Engine, transmission and 0-60 time

The cockpit is fabulous but intimidating, as you sit a long way back in the chassis. The yoke-type wheel is a work of art and feels as good as it looks. There are three power modes for the 7.0-litre V12 engine – 550bhp, 675 and the full 820. As Darren Turner, the works driver who helped develop this car, had already warmed the tyres for us and time is marching on, there doesn’t seem any point mucking about: 820bhp it is!

What's it like to drive?

The motor starts almost instantaneously, settling into a fast, urgent race-car idle. The Xtrac sequential ’box is pretty much straight from the GTE/GT3 Vantage, so you only need to use the clutch when pulling away and coming to a halt. It’s a hefty thing to depress.
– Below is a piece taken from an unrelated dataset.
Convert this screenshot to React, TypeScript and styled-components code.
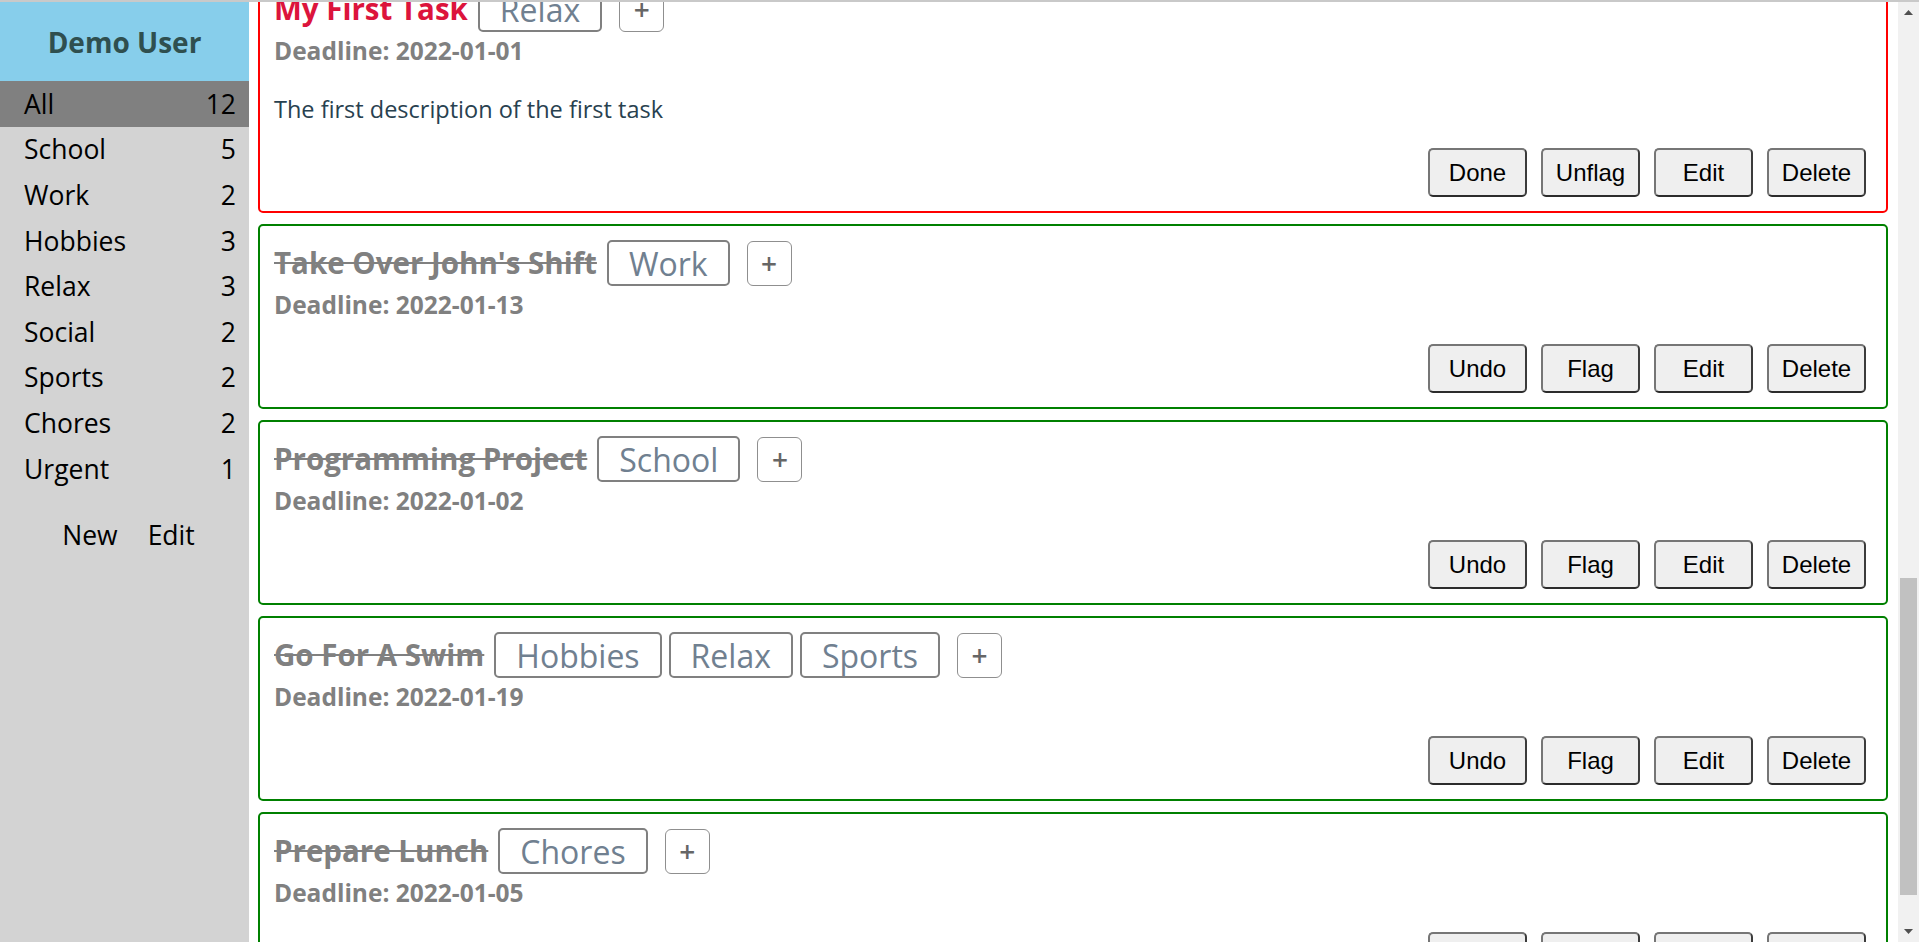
import React, { useLayoutEffect, useRef, useState } from "react";
import styled, { createGlobalStyle } from "styled-components";

type TaskState = "flagged" | "done" | "open";

interface Task {
  title: string;
  deadline: string;
  tags: string[];
  state: TaskState;
  description?: string;
}

const categories: [string, number][] = [
  ["All", 12],
  ["School", 5],
  ["Work", 2],
  ["Hobbies", 3],
  ["Relax", 3],
  ["Social", 2],
  ["Sports", 2],
  ["Chores", 2],
  ["Urgent", 1],
];

const tasks: Task[] = [
  { title: "Essay Draft", deadline: "2022-01-03", tags: ["School", "Urgent"], state: "flagged", description: "Outline and first two sections" },
  { title: "Group Study Session", deadline: "2022-01-06", tags: ["School", "Social"], state: "open" },
  { title: "Lab Report", deadline: "2022-01-08", tags: ["School"], state: "open", description: "Write up the results of the titration" },
  { title: "Client Presentation", deadline: "2022-01-10", tags: ["Work"], state: "open" },
  { title: "Paint Landscape", deadline: "2022-01-15", tags: ["Hobbies", "Relax"], state: "open", description: "Try the new watercolours" },
  { title: "Basketball Game", deadline: "2022-01-16", tags: ["Sports", "Social", "Hobbies"], state: "open" },
  { title: "Organize Study Desk", deadline: "2022-01-04", tags: ["School", "Chores"], state: "open", description: "Sort the notes by subject" },
  { title: "My First Task", deadline: "2022-01-01", tags: ["Relax"], state: "flagged", description: "The first description of the first task" },
  { title: "Take Over John's Shift", deadline: "2022-01-13", tags: ["Work"], state: "done" },
  { title: "Programming Project", deadline: "2022-01-02", tags: ["School"], state: "done" },
  { title: "Go For A Swim", deadline: "2022-01-19", tags: ["Hobbies", "Relax", "Sports"], state: "done" },
  { title: "Prepare Lunch", deadline: "2022-01-05", tags: ["Chores"], state: "done" },
];

const ANCHOR = "My First Task";

const GlobalStyle = createGlobalStyle`
  html, body {
    margin: 0;
    padding: 0;
    height: 100%;
    overflow: hidden;
  }
  body {
    font-family: "Open Sans", "Noto Sans", sans-serif;
    background: #fff;
  }
  #root {
    height: 100%;
  }
`;

const Shell = styled.div`
  display: flex;
  height: 100vh;
  box-sizing: border-box;
  border-top: 2px solid #c9c9c9;
`;

const Sidebar = styled.aside`
  width: 249px;
  flex: none;
  display: flex;
  flex-direction: column;
  background: #d3d3d3;
`;

const UserHeader = styled.div`
  height: 79px;
  display: flex;
  align-items: center;
  justify-content: center;
  background: #87ceeb;
  color: #2f4f4f;
  font-size: 28px;
  font-weight: 700;
`;

const CategoryRow = styled.div<{ $active?: boolean }>`
  height: 45.6px;
  display: flex;
  align-items: center;
  justify-content: space-between;
  padding: 0 13px 0 24px;
  background: ${(p) => (p.$active ? "#808080" : "transparent")};
  color: #000;
  font-size: 26.5px;
`;

const SideActions = styled.div`
  height: 45.6px;
  margin-top: 21px;
  padding-left: 8px;
  display: flex;
  align-items: center;
  justify-content: center;
  gap: 30px;
  font-size: 26.5px;
  color: #000;
`;

const Main = styled.main`
  flex: 1;
  overflow-y: scroll;
  scrollbar-width: none;
`;

const ScrollRail = styled.div`
  width: 21px;
  flex: none;
  display: flex;
  flex-direction: column;
  background: #f1f1f1;
`;

const RailArrow = styled.div`
  height: 21px;
  flex: none;
  display: flex;
  align-items: center;
  justify-content: center;
`;

const RailTrack = styled.div`
  flex: 1;
  display: flex;
  flex-direction: column;
`;

const RailThumb = styled.div`
  margin: 0 2px;
  background: #c1c1c1;
`;

const TaskList = styled.div`
  display: flex;
  flex-direction: column;
  gap: 11px;
  padding: 10px 10px 23px 9px;
`;

const borderColors: Record<TaskState, string> = {
  flagged: "#ff0000",
  done: "#008000",
  open: "#4682b4",
};

const Card = styled.section<{ $state: TaskState }>`
  display: flex;
  flex-direction: column;
  border: 2px solid ${(p) => borderColors[p.$state]};
  border-radius: 5px;
  padding: 14px 20px 14px 14px;
`;

const TitleRow = styled.div`
  display: flex;
  align-items: center;
`;

const Title = styled.h2<{ $state: TaskState }>`
  margin: 0 10px 0 0;
  font-size: 29.5px;
  font-weight: 700;
  line-height: 36px;
  color: ${(p) => (p.$state === "flagged" ? "#dc143c" : p.$state === "done" ? "#808080" : "#2f4f4f")};
  text-decoration: ${(p) => (p.$state === "done" ? "line-through" : "none")};
`;

const Tag = styled.span`
  height: 46px;
  box-sizing: border-box;
  display: inline-flex;
  align-items: center;
  padding: 0 20px;
  margin-right: 7px;
  border: 2px solid #808080;
  border-radius: 5px;
  color: #708090;
  font-size: 32px;
`;

const AddTag = styled.span`
  width: 45px;
  height: 45px;
  box-sizing: border-box;
  display: inline-flex;
  align-items: center;
  justify-content: center;
  margin-left: 10px;
  border: 1px solid #8f8f8f;
  border-radius: 6px;
  color: #666;
  font-size: 28px;
  font-weight: 600;
`;

const Deadline = styled.div`
  margin-top: 3px;
  line-height: 32px;
  font-size: 24.5px;
  font-weight: 700;
  color: #808080;
`;

const Description = styled.p`
  margin: 26px 0 0;
  line-height: 32px;
  font-size: 23.5px;
  color: #28414f;
`;

const Actions = styled.div`
  margin-top: 23px;
  display: flex;
  justify-content: flex-end;
  gap: 14px;
`;

const ActionButton = styled.button`
  width: 99px;
  height: 49px;
  padding: 0;
  background: #efefef;
  border: 2px solid;
  border-color: #767676 #3c3c3c #2c2c2c #767676;
  border-radius: 5px;
  color: #000;
  font-family: "Liberation Sans", Arial, sans-serif;
  font-size: 24px;
`;

function TaskCard({ task, cardRef }: { task: Task; cardRef?: React.Ref<HTMLElement> }) {
  const done = task.state === "done";
  return (
    <Card $state={task.state} ref={cardRef}>
      <TitleRow>
        <Title $state={task.state}>{task.title}</Title>
        {task.tags.map((tag) => (
          <Tag key={tag}>{tag}</Tag>
        ))}
        <AddTag>+</AddTag>
      </TitleRow>
      <Deadline>Deadline: {task.deadline}</Deadline>
      {task.description && <Description>{task.description}</Description>}
      <Actions>
        <ActionButton>{done ? "Undo" : "Done"}</ActionButton>
        <ActionButton>{task.state === "flagged" ? "Unflag" : "Flag"}</ActionButton>
        <ActionButton>Edit</ActionButton>
        <ActionButton>Delete</ActionButton>
      </Actions>
    </Card>
  );
}

function Arrow({ up }: { up?: boolean }) {
  return (
    <RailArrow>
      <svg width="9" height="5" viewBox="0 0 9 5">
        <path d={up ? "M0 5 L4.5 0 L9 5 Z" : "M0 0 L4.5 5 L9 0 Z"} fill="#505050" />
      </svg>
    </RailArrow>
  );
}

export default function App() {
  const mainRef = useRef<HTMLElement>(null);
  const anchorRef = useRef<HTMLElement>(null);
  const trackRef = useRef<HTMLDivElement>(null);
  const [thumb, setThumb] = useState({ top: 0, height: 0 });

  // scroll the list so the first task's card ends at y=213, then size the thumb
  useLayoutEffect(() => {
    const main = mainRef.current;
    const card = anchorRef.current;
    const track = trackRef.current;
    if (!main || !card || !track) return;
    main.scrollTop += card.getBoundingClientRect().bottom - 213;
    const h = track.clientHeight;
    setThumb({
      top: (main.scrollTop / main.scrollHeight) * h,
      height: (main.clientHeight / main.scrollHeight) * h,
    });
  }, []);

  return (
    <>
      <GlobalStyle />
      <Shell>
        <Sidebar>
          <UserHeader>Demo User</UserHeader>
          {categories.map(([name, count], i) => (
            <CategoryRow key={name} $active={i === 0}>
              <span>{name}</span>
              <span>{count}</span>
            </CategoryRow>
          ))}
          <SideActions>
            <span>New</span>
            <span>Edit</span>
          </SideActions>
        </Sidebar>
        <Main ref={mainRef}>
          <TaskList>
            {tasks.map((task) => (
              <TaskCard
                key={task.title}
                task={task}
                cardRef={task.title === ANCHOR ? anchorRef : undefined}
              />
            ))}
          </TaskList>
        </Main>
        <ScrollRail>
          <Arrow up />
          <RailTrack ref={trackRef}>
            <RailThumb style={{ marginTop: thumb.top, height: thumb.height }} />
          </RailTrack>
          <Arrow />
        </ScrollRail>
      </Shell>
    </>
  );
}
The car pulses with the engine’s energy and there’s plenty of chatter from the transmission and diff at low speeds, but once its aquiline nose is pointed out onto the track, it comes alive.
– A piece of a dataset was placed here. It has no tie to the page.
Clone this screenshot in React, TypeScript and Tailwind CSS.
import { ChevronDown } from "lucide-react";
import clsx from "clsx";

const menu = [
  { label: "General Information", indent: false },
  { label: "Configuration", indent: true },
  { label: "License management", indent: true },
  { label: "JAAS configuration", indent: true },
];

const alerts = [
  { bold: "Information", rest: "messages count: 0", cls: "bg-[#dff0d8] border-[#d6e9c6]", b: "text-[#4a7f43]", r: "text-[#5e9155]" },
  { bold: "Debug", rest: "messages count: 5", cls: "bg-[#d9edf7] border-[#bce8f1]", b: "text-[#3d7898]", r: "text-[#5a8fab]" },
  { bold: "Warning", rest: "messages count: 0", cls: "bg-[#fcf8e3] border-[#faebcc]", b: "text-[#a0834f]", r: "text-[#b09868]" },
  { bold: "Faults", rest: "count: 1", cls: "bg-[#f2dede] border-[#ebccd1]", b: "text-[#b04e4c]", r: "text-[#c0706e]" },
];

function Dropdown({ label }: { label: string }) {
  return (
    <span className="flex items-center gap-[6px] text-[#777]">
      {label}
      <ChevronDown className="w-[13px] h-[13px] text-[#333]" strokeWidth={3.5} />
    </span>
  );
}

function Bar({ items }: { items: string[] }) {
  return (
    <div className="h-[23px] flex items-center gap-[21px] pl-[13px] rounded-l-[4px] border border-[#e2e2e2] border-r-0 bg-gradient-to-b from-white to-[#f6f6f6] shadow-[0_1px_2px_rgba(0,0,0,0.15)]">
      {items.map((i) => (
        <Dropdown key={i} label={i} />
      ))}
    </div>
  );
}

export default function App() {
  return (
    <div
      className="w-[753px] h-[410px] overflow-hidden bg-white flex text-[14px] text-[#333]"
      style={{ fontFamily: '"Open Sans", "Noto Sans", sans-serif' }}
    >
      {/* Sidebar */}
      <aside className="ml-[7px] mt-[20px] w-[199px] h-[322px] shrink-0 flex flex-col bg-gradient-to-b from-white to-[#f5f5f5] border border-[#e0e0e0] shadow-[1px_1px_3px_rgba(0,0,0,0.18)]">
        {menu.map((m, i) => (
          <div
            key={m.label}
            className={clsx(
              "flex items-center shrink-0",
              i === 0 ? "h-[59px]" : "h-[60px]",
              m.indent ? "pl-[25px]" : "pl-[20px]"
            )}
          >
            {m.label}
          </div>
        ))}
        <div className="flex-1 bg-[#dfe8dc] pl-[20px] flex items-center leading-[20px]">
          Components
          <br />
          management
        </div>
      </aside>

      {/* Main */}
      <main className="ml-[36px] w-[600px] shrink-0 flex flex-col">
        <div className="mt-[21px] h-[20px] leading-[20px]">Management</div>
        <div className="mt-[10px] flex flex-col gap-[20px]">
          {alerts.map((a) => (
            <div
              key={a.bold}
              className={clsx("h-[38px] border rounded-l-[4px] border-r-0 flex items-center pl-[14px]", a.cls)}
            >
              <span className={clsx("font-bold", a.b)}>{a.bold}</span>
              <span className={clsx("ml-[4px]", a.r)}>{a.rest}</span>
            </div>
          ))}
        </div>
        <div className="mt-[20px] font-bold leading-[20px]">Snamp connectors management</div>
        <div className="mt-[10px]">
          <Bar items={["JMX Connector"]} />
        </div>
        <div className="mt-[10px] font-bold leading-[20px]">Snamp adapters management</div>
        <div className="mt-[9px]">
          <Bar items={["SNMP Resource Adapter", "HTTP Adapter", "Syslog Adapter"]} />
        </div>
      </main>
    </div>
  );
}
For the first few laps, you’re overwhelmed by the magnificence of it all. The engine is otherworldly, with epic reach and a sensational serrated soundtrack. The six-speed transmission shifts with the snap of a whipcrack, each pull on the deliciously tactile paddles punching up or down with fabulous immediacy. The brakes – gargantuan carbon-ceramic discs gripped by six-piston calipers – have tremendous pedal feel and progression, which you absolutely wouldn’t expect in a car so reliant on racing hardware. Right from the off, the car feels on your side.

As you begin to gain confidence, your speed builds naturally. There’s enormous mechanical grip, supported by a traction-control system that can be wound in or out according to the conditions and skill of the driver. It’s reassuring to know it’s there, likewise the ABS, which can also be adjusted. As we’ll learn as the test continues, the electronics are supremely subtle – genuine aids to your speed and enjoyment, and certainly not systems to be disabled.

> McLaren P1 GTR review

The real genius of the Vulcan reveals itself when the magical sensation of downforce comes into play. Aston has been very clever in melding mechanical and aerodynamic grip so that the wings are working well before you breach the Michelin slicks’ hold of the tarmac. Consequently, when you summon the spuds to really lean on the front end through Blyton’s rapid Port Froid esses, the wings and underfloor aero already have you safely in their embrace.

As a result, the Vulcan doesn’t force you to make a leap of faith in the way high-downforce racing cars tend to. Instead, as you work the car harder, you feel the nose just start to push wide of your chosen line. Not by much, but just enough to let you know you’re properly on it.

Slower corners need more respect, as the tail will loosen under the onslaught of all the torque. That said, the electronics will take the sting out of it if you’ve got them dialled in, allowing you to apply small amounts of corrective lock and stay on the power before they truly intervene.

Charging down Blyton Park’s straight (we run without the midway chicane) is an unbelievable sensation. One that assaults all your senses in one great Technicolor surround-sound blur. Braking is best done with your left foot, but it’s possible to brake with your right if you prefer. You wouldn’t believe how hard you can hit the middle pedal, or how you can dive at the apex with the brakes still applied. This car compresses braking areas like crushing an empty Coke can, with each interlinking straight devoured in just a few lunges through the 8000rpm rev range. And those high-speed corners? Well, they’re the Class-A hit.

Prices, specs and rivals

24 owners paid the £2.2m price tag to take ownership of an Aston Martin Vulcan. Alternatives aren’t thick on the ground but those that do exist are pulled from the hyper-exclusive ranks of the track-only hypercars. Models like the McLaren P1 GTR and the Ferrari LaFerrari FXXK would be on the shortlist, or maybe a Lamborghini Huracan Super Trofeo.  

evo has driven some epic kit around the Blyton Park circuit, but nothing comes close to the Vulcan for drama, involvement or entertainment. It’s a ludicrous thing, but it distils the best bits of driving a race car and an exotic supercar into one remarkable experience. If you could, you absolutely would.